▶ _Problem statement_:
Collect from the data below each line with "index".

===== Stored data =====

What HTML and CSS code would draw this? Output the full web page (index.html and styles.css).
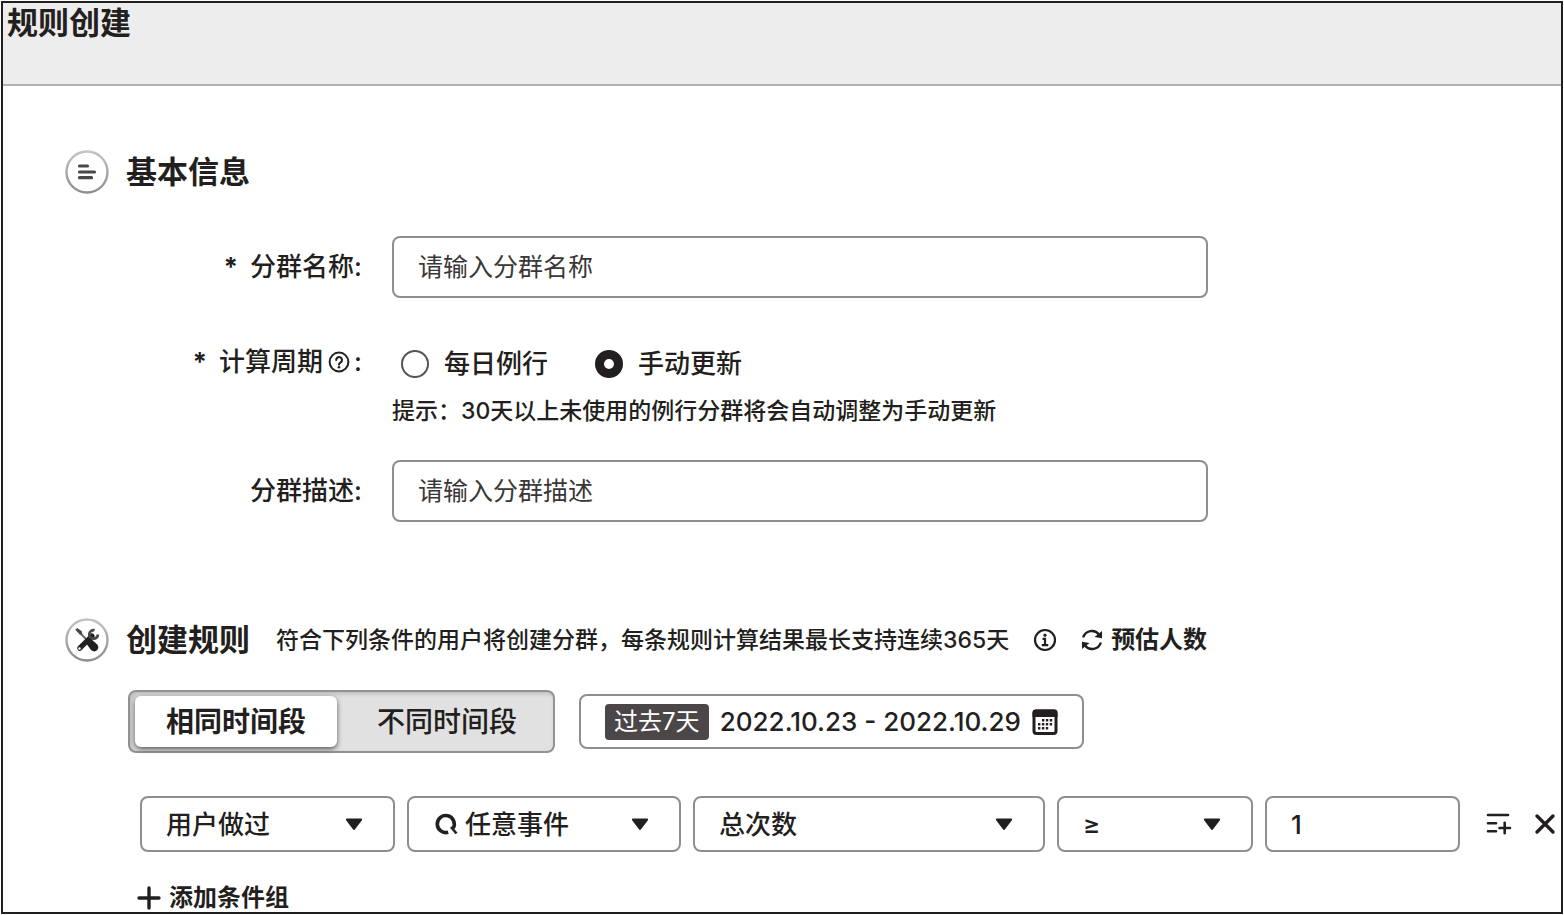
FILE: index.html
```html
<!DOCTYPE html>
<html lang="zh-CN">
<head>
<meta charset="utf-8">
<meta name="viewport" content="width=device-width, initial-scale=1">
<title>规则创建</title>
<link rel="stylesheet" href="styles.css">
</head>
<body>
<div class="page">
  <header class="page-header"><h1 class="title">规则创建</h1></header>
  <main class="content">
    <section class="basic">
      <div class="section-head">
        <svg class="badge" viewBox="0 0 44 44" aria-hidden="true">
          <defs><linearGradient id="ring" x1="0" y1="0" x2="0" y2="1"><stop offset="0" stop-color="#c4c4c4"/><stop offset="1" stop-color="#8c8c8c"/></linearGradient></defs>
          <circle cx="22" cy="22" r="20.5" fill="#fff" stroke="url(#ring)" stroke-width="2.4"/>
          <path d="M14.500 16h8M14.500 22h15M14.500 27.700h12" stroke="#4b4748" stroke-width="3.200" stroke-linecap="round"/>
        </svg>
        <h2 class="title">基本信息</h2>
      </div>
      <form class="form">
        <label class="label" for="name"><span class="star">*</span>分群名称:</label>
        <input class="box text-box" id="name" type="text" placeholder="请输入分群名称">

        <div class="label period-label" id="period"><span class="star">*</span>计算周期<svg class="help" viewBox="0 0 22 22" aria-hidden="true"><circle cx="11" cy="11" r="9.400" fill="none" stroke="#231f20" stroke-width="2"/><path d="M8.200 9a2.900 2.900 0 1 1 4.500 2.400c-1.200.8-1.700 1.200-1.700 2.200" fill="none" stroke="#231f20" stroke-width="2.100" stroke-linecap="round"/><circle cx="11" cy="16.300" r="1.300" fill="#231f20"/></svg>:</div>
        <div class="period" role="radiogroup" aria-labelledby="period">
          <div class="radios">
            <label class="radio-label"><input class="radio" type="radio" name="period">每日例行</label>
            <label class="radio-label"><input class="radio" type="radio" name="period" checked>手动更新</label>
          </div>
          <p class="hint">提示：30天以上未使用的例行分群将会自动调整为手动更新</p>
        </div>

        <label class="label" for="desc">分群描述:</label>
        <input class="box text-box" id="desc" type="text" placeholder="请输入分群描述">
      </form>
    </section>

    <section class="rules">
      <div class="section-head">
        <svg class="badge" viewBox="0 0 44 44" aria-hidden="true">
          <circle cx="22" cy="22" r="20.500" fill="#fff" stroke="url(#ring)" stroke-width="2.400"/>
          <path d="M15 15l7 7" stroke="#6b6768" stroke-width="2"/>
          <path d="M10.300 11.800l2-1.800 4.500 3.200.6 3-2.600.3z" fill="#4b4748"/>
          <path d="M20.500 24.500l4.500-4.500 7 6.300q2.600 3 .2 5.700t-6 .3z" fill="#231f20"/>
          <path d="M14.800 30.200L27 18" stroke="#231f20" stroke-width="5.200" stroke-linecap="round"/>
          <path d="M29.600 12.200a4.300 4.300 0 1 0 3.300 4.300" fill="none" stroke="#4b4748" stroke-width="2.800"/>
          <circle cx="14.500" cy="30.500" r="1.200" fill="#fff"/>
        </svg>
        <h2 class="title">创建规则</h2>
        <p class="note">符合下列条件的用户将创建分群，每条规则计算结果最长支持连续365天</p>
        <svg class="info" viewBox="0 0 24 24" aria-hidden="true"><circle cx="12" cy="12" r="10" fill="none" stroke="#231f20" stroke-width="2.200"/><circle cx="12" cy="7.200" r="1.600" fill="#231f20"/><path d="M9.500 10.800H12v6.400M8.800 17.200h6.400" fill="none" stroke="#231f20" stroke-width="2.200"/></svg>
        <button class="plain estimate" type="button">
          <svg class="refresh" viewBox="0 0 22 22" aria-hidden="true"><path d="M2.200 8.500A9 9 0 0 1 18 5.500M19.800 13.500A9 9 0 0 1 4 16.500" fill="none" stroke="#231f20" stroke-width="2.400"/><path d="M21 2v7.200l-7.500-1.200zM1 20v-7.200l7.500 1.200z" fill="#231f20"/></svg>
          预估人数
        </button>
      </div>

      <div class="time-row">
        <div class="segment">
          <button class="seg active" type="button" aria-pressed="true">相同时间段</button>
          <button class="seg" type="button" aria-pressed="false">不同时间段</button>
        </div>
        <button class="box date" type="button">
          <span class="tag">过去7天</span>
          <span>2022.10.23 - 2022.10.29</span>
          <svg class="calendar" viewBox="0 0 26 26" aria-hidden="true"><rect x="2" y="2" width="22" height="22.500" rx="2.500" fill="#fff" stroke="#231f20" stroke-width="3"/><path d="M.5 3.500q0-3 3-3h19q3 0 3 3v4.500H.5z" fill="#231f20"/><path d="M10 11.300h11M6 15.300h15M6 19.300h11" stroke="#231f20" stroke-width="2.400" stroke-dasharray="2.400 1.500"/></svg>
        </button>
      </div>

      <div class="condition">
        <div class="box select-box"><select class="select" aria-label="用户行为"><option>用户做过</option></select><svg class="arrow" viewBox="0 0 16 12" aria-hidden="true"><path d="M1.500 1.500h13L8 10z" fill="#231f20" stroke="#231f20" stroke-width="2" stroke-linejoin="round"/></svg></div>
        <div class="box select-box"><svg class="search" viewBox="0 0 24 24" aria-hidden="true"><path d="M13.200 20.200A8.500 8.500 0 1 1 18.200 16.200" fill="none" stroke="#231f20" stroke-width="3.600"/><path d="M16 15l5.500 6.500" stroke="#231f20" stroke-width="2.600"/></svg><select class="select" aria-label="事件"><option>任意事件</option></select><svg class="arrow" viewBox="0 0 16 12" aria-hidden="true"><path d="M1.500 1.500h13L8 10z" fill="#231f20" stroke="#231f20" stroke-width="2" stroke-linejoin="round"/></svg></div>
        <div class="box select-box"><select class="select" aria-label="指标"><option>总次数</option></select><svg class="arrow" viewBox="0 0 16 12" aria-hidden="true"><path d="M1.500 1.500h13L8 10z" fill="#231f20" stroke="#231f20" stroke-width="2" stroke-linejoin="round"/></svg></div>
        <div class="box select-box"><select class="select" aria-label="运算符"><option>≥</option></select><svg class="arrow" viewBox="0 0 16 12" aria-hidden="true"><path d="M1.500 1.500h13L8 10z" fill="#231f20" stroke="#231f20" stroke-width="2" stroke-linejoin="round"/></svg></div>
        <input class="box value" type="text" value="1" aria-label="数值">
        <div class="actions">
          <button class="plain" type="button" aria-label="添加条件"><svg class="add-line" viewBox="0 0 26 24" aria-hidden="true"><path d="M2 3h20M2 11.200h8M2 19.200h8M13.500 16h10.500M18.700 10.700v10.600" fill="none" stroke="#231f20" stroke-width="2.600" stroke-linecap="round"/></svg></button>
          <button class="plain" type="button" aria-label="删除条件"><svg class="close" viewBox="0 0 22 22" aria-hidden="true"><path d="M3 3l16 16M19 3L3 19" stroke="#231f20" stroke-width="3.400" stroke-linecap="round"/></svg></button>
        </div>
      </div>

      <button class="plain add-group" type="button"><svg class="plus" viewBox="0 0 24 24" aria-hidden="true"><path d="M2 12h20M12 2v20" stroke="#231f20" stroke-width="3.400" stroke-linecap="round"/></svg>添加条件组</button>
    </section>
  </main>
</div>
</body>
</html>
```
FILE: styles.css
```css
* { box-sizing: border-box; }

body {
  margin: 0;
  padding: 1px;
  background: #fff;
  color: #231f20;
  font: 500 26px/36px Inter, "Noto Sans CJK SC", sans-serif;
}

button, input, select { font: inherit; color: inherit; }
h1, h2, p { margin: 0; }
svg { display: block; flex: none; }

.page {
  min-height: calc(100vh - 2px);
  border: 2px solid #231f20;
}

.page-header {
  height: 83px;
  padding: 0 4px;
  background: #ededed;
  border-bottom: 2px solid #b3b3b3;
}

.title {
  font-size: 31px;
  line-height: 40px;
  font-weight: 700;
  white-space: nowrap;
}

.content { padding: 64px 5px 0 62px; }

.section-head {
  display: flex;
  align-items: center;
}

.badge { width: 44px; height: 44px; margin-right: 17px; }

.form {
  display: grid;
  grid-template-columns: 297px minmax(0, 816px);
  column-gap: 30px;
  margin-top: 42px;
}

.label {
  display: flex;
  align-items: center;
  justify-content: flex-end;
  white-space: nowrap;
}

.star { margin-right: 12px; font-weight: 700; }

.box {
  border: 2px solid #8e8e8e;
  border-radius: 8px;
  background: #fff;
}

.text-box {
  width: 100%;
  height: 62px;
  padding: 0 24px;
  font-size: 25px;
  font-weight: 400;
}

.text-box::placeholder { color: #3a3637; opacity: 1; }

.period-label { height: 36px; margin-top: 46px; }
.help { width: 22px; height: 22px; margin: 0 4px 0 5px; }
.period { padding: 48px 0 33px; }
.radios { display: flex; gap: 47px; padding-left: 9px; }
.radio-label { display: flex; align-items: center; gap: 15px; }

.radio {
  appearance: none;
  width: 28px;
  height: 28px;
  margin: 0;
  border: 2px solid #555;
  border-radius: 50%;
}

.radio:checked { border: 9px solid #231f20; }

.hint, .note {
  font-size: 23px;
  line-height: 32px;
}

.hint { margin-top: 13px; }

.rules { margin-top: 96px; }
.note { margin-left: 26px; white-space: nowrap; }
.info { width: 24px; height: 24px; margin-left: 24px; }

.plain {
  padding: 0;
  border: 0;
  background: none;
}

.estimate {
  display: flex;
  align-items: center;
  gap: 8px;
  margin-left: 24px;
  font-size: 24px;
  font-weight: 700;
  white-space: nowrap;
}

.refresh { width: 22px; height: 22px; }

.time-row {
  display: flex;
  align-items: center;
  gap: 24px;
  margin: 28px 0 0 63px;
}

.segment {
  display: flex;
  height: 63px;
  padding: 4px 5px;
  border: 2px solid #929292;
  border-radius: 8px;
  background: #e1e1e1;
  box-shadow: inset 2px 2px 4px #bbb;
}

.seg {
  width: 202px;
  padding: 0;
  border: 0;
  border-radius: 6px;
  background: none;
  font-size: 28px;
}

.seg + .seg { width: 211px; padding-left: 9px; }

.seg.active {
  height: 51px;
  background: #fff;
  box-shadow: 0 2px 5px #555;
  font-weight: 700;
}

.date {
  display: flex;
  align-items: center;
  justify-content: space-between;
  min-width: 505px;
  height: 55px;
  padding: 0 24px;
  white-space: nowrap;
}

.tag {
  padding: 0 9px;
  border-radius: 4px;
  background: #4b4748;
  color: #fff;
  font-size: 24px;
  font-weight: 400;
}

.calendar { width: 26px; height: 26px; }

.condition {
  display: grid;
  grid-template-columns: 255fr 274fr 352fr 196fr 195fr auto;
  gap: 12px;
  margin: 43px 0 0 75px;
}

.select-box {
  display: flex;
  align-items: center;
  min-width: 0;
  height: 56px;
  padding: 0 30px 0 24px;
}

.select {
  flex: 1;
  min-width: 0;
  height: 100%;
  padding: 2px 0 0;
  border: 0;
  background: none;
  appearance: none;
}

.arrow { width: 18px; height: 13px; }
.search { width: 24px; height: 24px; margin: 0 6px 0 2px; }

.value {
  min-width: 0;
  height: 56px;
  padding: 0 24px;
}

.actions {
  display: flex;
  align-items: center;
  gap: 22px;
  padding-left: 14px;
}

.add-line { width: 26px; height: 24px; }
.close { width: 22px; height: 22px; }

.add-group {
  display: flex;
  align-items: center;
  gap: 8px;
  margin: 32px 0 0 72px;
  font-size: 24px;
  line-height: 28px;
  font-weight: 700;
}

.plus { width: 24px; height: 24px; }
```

=====

▶ _Answer_:
What HTML and CSS code would draw this? Output the full web page (index.html and styles.css).
FILE: index.html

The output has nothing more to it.